PROBLEM TO SOLVE. Select the lines below containing the word "styles".

RECORDS FOR THE EXERCISE.
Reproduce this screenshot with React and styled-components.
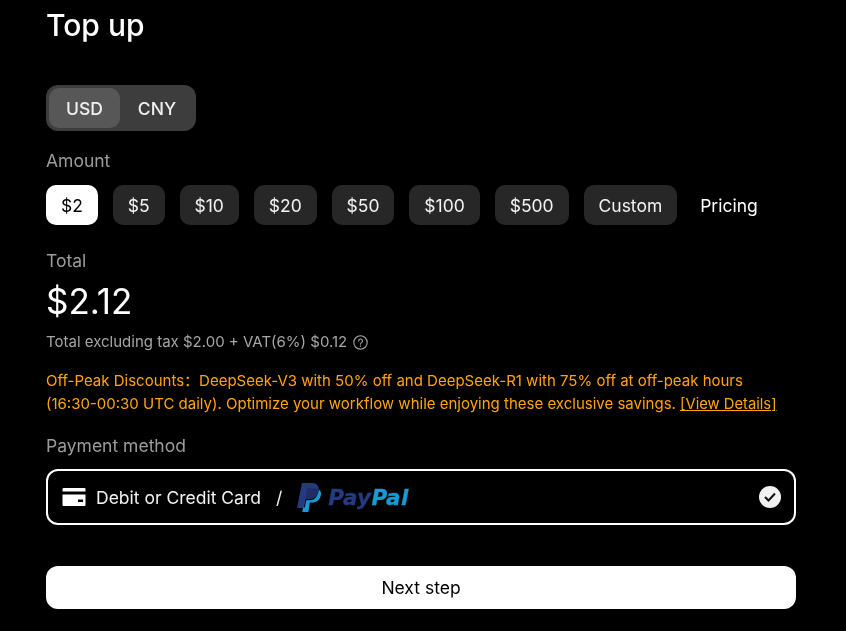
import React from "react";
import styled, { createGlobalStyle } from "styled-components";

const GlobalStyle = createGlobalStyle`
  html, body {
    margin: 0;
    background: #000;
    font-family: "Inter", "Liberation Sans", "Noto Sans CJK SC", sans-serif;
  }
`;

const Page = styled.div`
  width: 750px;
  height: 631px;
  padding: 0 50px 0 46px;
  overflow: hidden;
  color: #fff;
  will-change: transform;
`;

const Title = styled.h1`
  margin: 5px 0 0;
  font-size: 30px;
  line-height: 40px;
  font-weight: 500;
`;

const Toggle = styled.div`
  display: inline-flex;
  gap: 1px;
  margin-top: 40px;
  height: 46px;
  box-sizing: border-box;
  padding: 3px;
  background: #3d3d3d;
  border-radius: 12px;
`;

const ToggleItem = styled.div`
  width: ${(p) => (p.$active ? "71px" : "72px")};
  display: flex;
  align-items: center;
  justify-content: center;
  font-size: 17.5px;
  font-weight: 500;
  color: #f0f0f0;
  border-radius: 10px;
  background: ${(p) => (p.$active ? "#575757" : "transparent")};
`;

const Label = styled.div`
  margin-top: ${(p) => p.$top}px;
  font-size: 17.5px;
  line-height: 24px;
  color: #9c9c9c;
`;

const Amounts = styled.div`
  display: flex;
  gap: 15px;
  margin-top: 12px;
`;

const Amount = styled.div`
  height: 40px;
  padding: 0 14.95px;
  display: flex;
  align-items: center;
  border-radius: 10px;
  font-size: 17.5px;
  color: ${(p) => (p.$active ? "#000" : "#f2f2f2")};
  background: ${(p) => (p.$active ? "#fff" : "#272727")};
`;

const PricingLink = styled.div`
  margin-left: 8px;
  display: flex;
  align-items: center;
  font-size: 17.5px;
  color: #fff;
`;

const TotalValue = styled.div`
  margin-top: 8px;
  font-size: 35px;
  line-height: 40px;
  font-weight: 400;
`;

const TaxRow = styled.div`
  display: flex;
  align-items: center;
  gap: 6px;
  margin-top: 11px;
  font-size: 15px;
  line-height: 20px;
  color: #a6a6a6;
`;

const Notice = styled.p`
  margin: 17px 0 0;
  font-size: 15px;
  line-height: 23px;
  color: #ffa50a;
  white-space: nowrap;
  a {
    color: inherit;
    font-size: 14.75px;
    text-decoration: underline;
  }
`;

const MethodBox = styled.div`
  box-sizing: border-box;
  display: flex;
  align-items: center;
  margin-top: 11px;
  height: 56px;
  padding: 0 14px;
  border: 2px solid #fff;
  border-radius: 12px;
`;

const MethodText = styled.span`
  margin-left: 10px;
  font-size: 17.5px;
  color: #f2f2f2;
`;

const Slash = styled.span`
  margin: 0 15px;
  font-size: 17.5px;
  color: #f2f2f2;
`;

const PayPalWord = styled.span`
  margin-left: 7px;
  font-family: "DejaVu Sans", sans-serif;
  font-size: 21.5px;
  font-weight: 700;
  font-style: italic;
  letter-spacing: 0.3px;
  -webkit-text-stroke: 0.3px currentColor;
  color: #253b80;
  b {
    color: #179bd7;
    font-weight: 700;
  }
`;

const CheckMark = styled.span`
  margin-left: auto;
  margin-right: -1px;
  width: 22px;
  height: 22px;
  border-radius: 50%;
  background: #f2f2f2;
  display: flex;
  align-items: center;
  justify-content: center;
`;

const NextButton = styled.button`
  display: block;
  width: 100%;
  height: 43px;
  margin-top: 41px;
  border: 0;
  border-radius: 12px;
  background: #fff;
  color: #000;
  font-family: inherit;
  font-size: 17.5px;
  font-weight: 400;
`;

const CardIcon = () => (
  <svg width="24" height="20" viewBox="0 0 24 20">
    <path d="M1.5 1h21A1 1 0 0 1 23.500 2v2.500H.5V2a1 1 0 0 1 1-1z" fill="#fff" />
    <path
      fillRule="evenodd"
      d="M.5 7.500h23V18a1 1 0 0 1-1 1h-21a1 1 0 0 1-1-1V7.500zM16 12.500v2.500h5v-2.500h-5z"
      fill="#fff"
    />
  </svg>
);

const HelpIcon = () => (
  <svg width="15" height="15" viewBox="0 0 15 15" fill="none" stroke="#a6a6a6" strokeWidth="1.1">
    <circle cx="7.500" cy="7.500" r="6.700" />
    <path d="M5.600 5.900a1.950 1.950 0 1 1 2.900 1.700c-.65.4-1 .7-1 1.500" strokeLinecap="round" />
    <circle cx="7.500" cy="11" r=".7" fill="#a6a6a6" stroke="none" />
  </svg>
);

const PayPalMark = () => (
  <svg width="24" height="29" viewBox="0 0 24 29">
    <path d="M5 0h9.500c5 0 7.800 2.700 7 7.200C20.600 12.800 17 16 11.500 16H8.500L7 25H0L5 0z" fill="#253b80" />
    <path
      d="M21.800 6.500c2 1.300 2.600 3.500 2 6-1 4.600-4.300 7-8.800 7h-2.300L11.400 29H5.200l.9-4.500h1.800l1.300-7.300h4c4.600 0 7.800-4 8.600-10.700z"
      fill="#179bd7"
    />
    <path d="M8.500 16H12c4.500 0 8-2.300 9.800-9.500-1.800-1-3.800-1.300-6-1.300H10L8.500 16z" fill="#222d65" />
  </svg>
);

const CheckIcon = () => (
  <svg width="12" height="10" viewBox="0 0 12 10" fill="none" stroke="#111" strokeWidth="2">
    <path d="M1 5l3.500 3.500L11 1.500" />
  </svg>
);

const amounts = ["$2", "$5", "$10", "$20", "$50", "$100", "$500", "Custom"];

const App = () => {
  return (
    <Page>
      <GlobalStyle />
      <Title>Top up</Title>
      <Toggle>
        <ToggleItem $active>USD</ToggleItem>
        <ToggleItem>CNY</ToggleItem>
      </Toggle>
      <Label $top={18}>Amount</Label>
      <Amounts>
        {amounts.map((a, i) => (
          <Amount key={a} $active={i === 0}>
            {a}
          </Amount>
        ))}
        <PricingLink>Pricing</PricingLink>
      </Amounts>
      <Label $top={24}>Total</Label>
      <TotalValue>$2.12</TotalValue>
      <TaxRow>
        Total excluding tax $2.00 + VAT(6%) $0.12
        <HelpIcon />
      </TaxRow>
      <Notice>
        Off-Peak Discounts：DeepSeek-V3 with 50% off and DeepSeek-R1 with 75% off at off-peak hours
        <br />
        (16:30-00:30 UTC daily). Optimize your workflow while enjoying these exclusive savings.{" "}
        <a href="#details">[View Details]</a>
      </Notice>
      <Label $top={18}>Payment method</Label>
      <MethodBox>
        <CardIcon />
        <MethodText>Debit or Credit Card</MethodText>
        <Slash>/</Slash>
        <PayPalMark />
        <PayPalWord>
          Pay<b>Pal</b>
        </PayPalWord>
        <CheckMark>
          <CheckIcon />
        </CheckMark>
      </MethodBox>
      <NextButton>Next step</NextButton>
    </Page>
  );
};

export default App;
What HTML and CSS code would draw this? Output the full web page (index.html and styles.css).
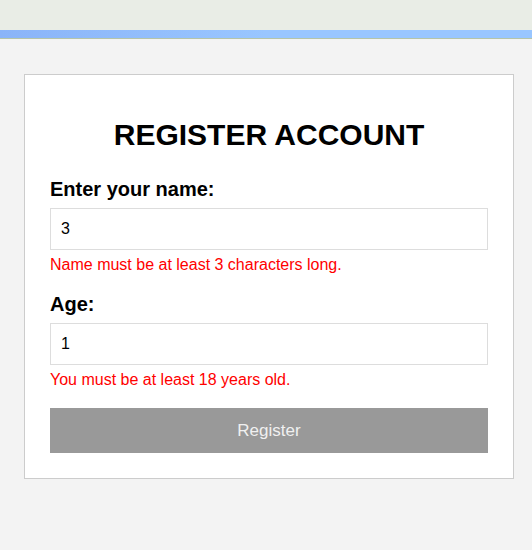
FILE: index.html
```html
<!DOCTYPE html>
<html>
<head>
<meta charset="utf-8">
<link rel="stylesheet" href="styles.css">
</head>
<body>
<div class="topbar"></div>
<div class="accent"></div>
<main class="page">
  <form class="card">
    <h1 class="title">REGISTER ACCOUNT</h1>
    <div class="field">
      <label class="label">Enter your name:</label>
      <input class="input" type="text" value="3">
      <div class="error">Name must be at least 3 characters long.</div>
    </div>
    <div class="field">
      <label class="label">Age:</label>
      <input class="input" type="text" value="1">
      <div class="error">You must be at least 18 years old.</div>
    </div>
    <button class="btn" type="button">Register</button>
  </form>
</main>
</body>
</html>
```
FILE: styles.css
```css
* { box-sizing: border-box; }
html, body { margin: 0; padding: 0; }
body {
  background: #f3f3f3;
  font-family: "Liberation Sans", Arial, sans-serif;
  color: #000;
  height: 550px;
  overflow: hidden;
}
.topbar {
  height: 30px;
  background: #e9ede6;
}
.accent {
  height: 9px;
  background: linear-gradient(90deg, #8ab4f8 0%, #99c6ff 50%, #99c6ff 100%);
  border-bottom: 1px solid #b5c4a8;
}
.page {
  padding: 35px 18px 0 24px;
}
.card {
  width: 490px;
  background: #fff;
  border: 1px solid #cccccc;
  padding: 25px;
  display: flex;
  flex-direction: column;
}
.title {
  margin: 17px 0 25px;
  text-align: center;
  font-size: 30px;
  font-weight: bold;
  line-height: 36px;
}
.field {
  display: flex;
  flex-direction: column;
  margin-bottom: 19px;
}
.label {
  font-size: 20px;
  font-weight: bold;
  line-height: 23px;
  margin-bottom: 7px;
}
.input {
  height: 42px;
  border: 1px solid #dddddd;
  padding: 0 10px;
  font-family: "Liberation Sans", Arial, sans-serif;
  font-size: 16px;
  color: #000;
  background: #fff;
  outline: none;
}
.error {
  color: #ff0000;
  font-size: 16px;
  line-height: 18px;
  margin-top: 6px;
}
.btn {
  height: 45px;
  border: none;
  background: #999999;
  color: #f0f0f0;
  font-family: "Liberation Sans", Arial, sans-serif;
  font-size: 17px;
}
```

ANSWER TO THIS EXERCISE.
What HTML and CSS code would draw this? Output the full web page (index.html and styles.css).
<link rel="stylesheet" href="styles.css">
FILE: styles.css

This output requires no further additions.